> Data extract:
——————————

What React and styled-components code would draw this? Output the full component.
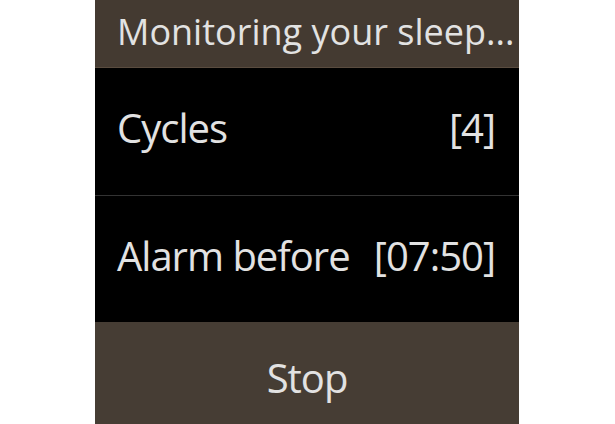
import React from 'react';
import styled, { createGlobalStyle } from 'styled-components';

const GlobalStyle = createGlobalStyle`
  html, body {
    margin: 0;
    padding: 0;
    background: #ffffff;
  }
  body {
    font-family: "Open Sans", "Noto Sans", sans-serif;
  }
`;

const Page = styled.div`
  width: 615px;
  height: 424px;
  display: flex;
  padding-left: 95px;
  box-sizing: border-box;
  overflow: hidden;
`;

const Screen = styled.div`
  width: 424px;
  height: 424px;
  display: flex;
  flex-direction: column;
  background: #000;
  color: #e2e2e2;
`;

const Header = styled.div`
  height: 68px;
  flex: none;
  box-sizing: border-box;
  background: #443a31;
  border-bottom: 1px solid #5a4c3f;
  display: flex;
  align-items: center;
  padding: 0 0 5px 22px;
  font-size: 36px;
  white-space: nowrap;
  overflow: hidden;
`;

const Row = styled.div`
  flex: none;
  box-sizing: border-box;
  height: ${({ h }) => h}px;
  display: flex;
  align-items: center;
  justify-content: space-between;
  padding: 0 24px 8px 22px;
  font-size: 40px;
  letter-spacing: -1px;
  border-bottom: ${({ divider }) => (divider ? '1px solid #333' : 'none')};
`;

const StopButton = styled.div`
  flex: 1;
  background: #463d34;
  display: flex;
  align-items: center;
  justify-content: center;
  padding-top: 8px;
  font-size: 40px;
  letter-spacing: -1px;
`;

export default function App() {
  return (
    <>
      <GlobalStyle />
      <Page>
        <Screen>
          <Header>Monitoring your sleep...</Header>
          <Row h={128} divider>
            <span>Cycles</span>
            <span>[4]</span>
          </Row>
          <Row h={126}>
            <span>Alarm before</span>
            <span>[07:50]</span>
          </Row>
          <StopButton>Stop</StopButton>
        </Screen>
      </Page>
    </>
  );
}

——————————

> Given exercise: From the material above, copy everything exactly but the pictures.

> Output of the task:
What React and styled-components code would draw this? Output the full component.
import React from 'react';
import styled, { createGlobalStyle } from 'styled-components';

const GlobalStyle = createGlobalStyle`
  html, body {
    margin: 0;
    padding: 0;
    background: #ffffff;
  }
  body {
    font-family: "Open Sans", "Noto Sans", sans-serif;
  }
`;

const Page = styled.div`
  width: 615px;
  height: 424px;
  display: flex;
  padding-left: 95px;
  box-sizing: border-box;
  overflow: hidden;
`;

const Screen = styled.div`
  width: 424px;
  height: 424px;
  display: flex;
  flex-direction: column;
  background: #000;
  color: #e2e2e2;
`;

const Header = styled.div`
  height: 68px;
  flex: none;
  box-sizing: border-box;
  background: #443a31;
  border-bottom: 1px solid #5a4c3f;
  display: flex;
  align-items: center;
  padding: 0 0 5px 22px;
  font-size: 36px;
  white-space: nowrap;
  overflow: hidden;
`;

const Row = styled.div`
  flex: none;
  box-sizing: border-box;
  height: ${({ h }) => h}px;
  display: flex;
  align-items: center;
  justify-content: space-between;
  padding: 0 24px 8px 22px;
  font-size: 40px;
  letter-spacing: -1px;
  border-bottom: ${({ divider }) => (divider ? '1px solid #333' : 'none')};
`;

const StopButton = styled.div`
  flex: 1;
  background: #463d34;
  display: flex;
  align-items: center;
  justify-content: center;
  padding-top: 8px;
  font-size: 40px;
  letter-spacing: -1px;
`;

export default function App() {
  return (
    <>
      <GlobalStyle />
      <Page>
        <Screen>
          <Header>Monitoring your sleep...</Header>
          <Row h={128} divider>
            <span>Cycles</span>
            <span>[4]</span>
          </Row>
          <Row h={126}>
            <span>Alarm before</span>
            <span>[07:50]</span>
          </Row>
          <StopButton>Stop</StopButton>
        </Screen>
      </Page>
    </>
  );
}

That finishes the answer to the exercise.